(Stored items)
Begin

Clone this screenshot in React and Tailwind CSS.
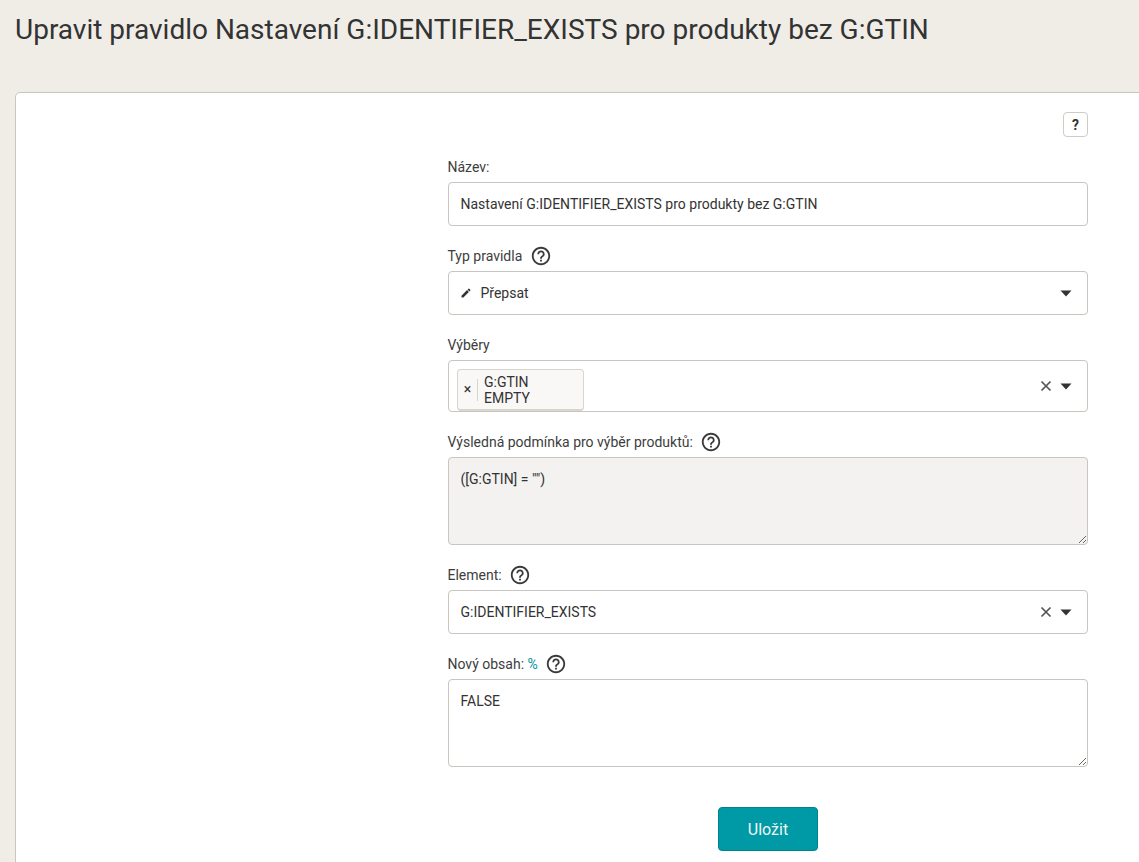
import { MdEdit, MdHelpOutline } from "react-icons/md";

function Help() {
  return <MdHelpOutline size={22} className="mb-[2px] ml-[7.5px] text-[#3a3a3a]" />;
}

function Label({ children, help }) {
  return (
    <div className="mb-[4px] -ml-[0.5px] flex h-[21px] items-center text-sm leading-[21px] text-[#3d3d3d]">
      {children}
      {help && <Help />}
    </div>
  );
}

function Arrow() {
  return (
    <svg width="12" height="7" viewBox="0 0 12 7" className="text-[#333333]">
      <path d="M0.5 0.5h11L6 6.5z" fill="currentColor" />
    </svg>
  );
}

function Clear() {
  return (
    <svg width="12" height="12" viewBox="0 0 12 12" className="mr-2 text-[#555555]">
      <path d="M1.5 1.5l9 9M10.5 1.5l-9 9" stroke="currentColor" strokeWidth="1.7" fill="none" />
    </svg>
  );
}

export default function App() {
  return (
    <div className="flex h-screen flex-col overflow-hidden bg-[#f0ede7] font-['Roboto',sans-serif] text-[#333333]">
      <h1 className="h-[92px] shrink-0 pl-[15px] pt-[12px] text-[28px] leading-[36px] font-normal text-[#333333]">
        Upravit pravidlo Nastavení G:IDENTIFIER_EXISTS pro produkty bez G:GTIN
      </h1>

      <div className="mr-[-20px] mb-[-20px] ml-[15px] flex-1 rounded-tl-[5px] border border-[#c9c5bf] bg-white pt-[19px] pl-[432px]">
        <div className="w-[640px]">
          <div className="flex justify-end">
            <button className="flex h-[25px] w-[25px] items-center justify-center rounded-[4px] border border-[#cfcbc5] bg-white text-sm font-bold text-[#333333]">
              ?
            </button>
          </div>

          <div className="mt-[20px]">
            <Label>Název:</Label>
            <input
              readOnly
              value="Nastavení G:IDENTIFIER_EXISTS pro produkty bez G:GTIN"
              className="block h-[44px] w-full rounded-[4px] border border-[#c9c5bf] bg-white pr-3 pl-[11.5px] text-sm text-[#333333] outline-none"
            />
          </div>

          <div className="mt-[20px]">
            <Label help>Typ pravidla</Label>
            <div className="flex h-[44px] items-center rounded-[4px] border border-[#c9c5bf] bg-white pr-[15px] pl-[11px] text-sm">
              <MdEdit size={12} className="mr-[8.5px] text-[#333333]" />
              <span className="flex-1">Přepsat</span>
              <Arrow />
            </div>
          </div>

          <div className="mt-[20px]">
            <Label>Výběry</Label>
            <div className="flex h-[52px] items-center rounded-[4px] border border-[#c9c5bf] bg-white pr-[15px] pl-2 text-sm">
              <div className="flex h-[42px] w-[127px] items-center self-end rounded-[4px] border border-[#d8d4ce] border-b-2 bg-[#faf8f6]">
                <span className="mb-[2px] w-[19px] text-center text-sm leading-none">×</span>
                <div className="h-[22px] w-px bg-[#d8d4ce]"></div>
                <div className="pl-[6px] leading-[16px]">
                  G:GTIN
                  <br />
                  EMPTY
                </div>
              </div>
              <div className="flex-1"></div>
              <Clear />
              <Arrow />
            </div>
          </div>

          <div className="mt-[20px]">
            <Label help>Výsledná podmínka pro výběr produktů:</Label>
            <textarea
              readOnly
              value={'([G:GTIN] = "")'}
              className="block h-[88px] w-full rounded-[4px] border border-[#c9c5bf] bg-[#f3f2f0] py-[11px] pr-3 pl-[11.5px] text-sm leading-[21px] text-[#333333] outline-none"
            />
          </div>

          <div className="mt-[20px]">
            <Label help>Element:</Label>
            <div className="flex h-[44px] items-center rounded-[4px] border border-[#c9c5bf] bg-white pr-[15px] pl-[11.5px] text-sm">
              <span className="flex-1">G:IDENTIFIER_EXISTS</span>
              <Clear />
              <Arrow />
            </div>
          </div>

          <div className="mt-[20px]">
            <Label help>
              Nový obsah:&nbsp;<span className="text-[#00919c]">%</span>
            </Label>
            <textarea
              readOnly
              value="FALSE"
              className="block h-[88px] w-full rounded-[4px] border border-[#c9c5bf] bg-white py-[11px] pr-3 pl-[11.5px] text-sm leading-[21px] text-[#333333] outline-none"
            />
          </div>

          <div className="mt-[40px] flex justify-center">
            <button className="h-[44px] w-[100px] rounded-[4px] border border-[#00838d] bg-[#009aa6] pt-[2px] text-base text-[#f0f5f5]">
              Uložit
            </button>
          </div>
        </div>
      </div>
    </div>
  );
}
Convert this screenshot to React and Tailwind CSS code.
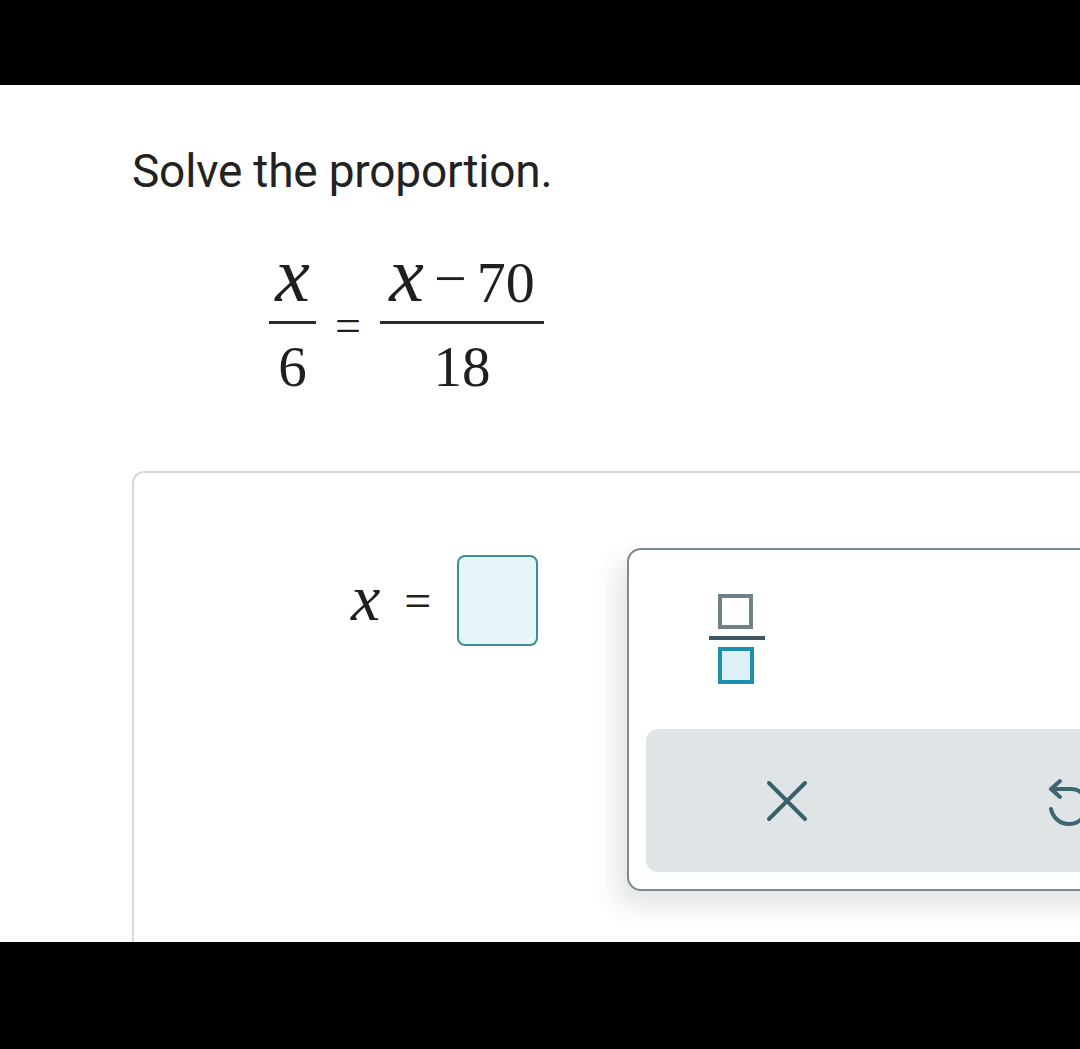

End

» TO DO: Verbatim reproduction of every record is required; images are left out.

» EXERCISE SOLUTION:
Clone this screenshot in React and Tailwind CSS.
import { MdEdit, MdHelpOutline } from "react-icons/md";

function Help() {
  return <MdHelpOutline size={22} className="mb-[2px] ml-[7.5px] text-[#3a3a3a]" />;
}

function Label({ children, help }) {
  return (
    <div className="mb-[4px] -ml-[0.5px] flex h-[21px] items-center text-sm leading-[21px] text-[#3d3d3d]">
      {children}
      {help && <Help />}
    </div>
  );
}

function Arrow() {
  return (
    <svg width="12" height="7" viewBox="0 0 12 7" className="text-[#333333]">
      <path d="M0.5 0.5h11L6 6.5z" fill="currentColor" />
    </svg>
  );
}

function Clear() {
  return (
    <svg width="12" height="12" viewBox="0 0 12 12" className="mr-2 text-[#555555]">
      <path d="M1.5 1.5l9 9M10.5 1.5l-9 9" stroke="currentColor" strokeWidth="1.7" fill="none" />
    </svg>
  );
}

export default function App() {
  return (
    <div className="flex h-screen flex-col overflow-hidden bg-[#f0ede7] font-['Roboto',sans-serif] text-[#333333]">
      <h1 className="h-[92px] shrink-0 pl-[15px] pt-[12px] text-[28px] leading-[36px] font-normal text-[#333333]">
        Upravit pravidlo Nastavení G:IDENTIFIER_EXISTS pro produkty bez G:GTIN
      </h1>

      <div className="mr-[-20px] mb-[-20px] ml-[15px] flex-1 rounded-tl-[5px] border border-[#c9c5bf] bg-white pt-[19px] pl-[432px]">
        <div className="w-[640px]">
          <div className="flex justify-end">
            <button className="flex h-[25px] w-[25px] items-center justify-center rounded-[4px] border border-[#cfcbc5] bg-white text-sm font-bold text-[#333333]">
              ?
            </button>
          </div>

          <div className="mt-[20px]">
            <Label>Název:</Label>
            <input
              readOnly
              value="Nastavení G:IDENTIFIER_EXISTS pro produkty bez G:GTIN"
              className="block h-[44px] w-full rounded-[4px] border border-[#c9c5bf] bg-white pr-3 pl-[11.5px] text-sm text-[#333333] outline-none"
            />
          </div>

          <div className="mt-[20px]">
            <Label help>Typ pravidla</Label>
            <div className="flex h-[44px] items-center rounded-[4px] border border-[#c9c5bf] bg-white pr-[15px] pl-[11px] text-sm">
              <MdEdit size={12} className="mr-[8.5px] text-[#333333]" />
              <span className="flex-1">Přepsat</span>
              <Arrow />
            </div>
          </div>

          <div className="mt-[20px]">
            <Label>Výběry</Label>
            <div className="flex h-[52px] items-center rounded-[4px] border border-[#c9c5bf] bg-white pr-[15px] pl-2 text-sm">
              <div className="flex h-[42px] w-[127px] items-center self-end rounded-[4px] border border-[#d8d4ce] border-b-2 bg-[#faf8f6]">
                <span className="mb-[2px] w-[19px] text-center text-sm leading-none">×</span>
                <div className="h-[22px] w-px bg-[#d8d4ce]"></div>
                <div className="pl-[6px] leading-[16px]">
                  G:GTIN
                  <br />
                  EMPTY
                </div>
              </div>
              <div className="flex-1"></div>
              <Clear />
              <Arrow />
            </div>
          </div>

          <div className="mt-[20px]">
            <Label help>Výsledná podmínka pro výběr produktů:</Label>
            <textarea
              readOnly
              value={'([G:GTIN] = "")'}
              className="block h-[88px] w-full rounded-[4px] border border-[#c9c5bf] bg-[#f3f2f0] py-[11px] pr-3 pl-[11.5px] text-sm leading-[21px] text-[#333333] outline-none"
            />
          </div>

          <div className="mt-[20px]">
            <Label help>Element:</Label>
            <div className="flex h-[44px] items-center rounded-[4px] border border-[#c9c5bf] bg-white pr-[15px] pl-[11.5px] text-sm">
              <span className="flex-1">G:IDENTIFIER_EXISTS</span>
              <Clear />
              <Arrow />
            </div>
          </div>

          <div className="mt-[20px]">
            <Label help>
              Nový obsah:&nbsp;<span className="text-[#00919c]">%</span>
            </Label>
            <textarea
              readOnly
              value="FALSE"
              className="block h-[88px] w-full rounded-[4px] border border-[#c9c5bf] bg-white py-[11px] pr-3 pl-[11.5px] text-sm leading-[21px] text-[#333333] outline-none"
            />
          </div>

          <div className="mt-[40px] flex justify-center">
            <button className="h-[44px] w-[100px] rounded-[4px] border border-[#00838d] bg-[#009aa6] pt-[2px] text-base text-[#f0f5f5]">
              Uložit
            </button>
          </div>
        </div>
      </div>
    </div>
  );
}
Convert this screenshot to React and Tailwind CSS code.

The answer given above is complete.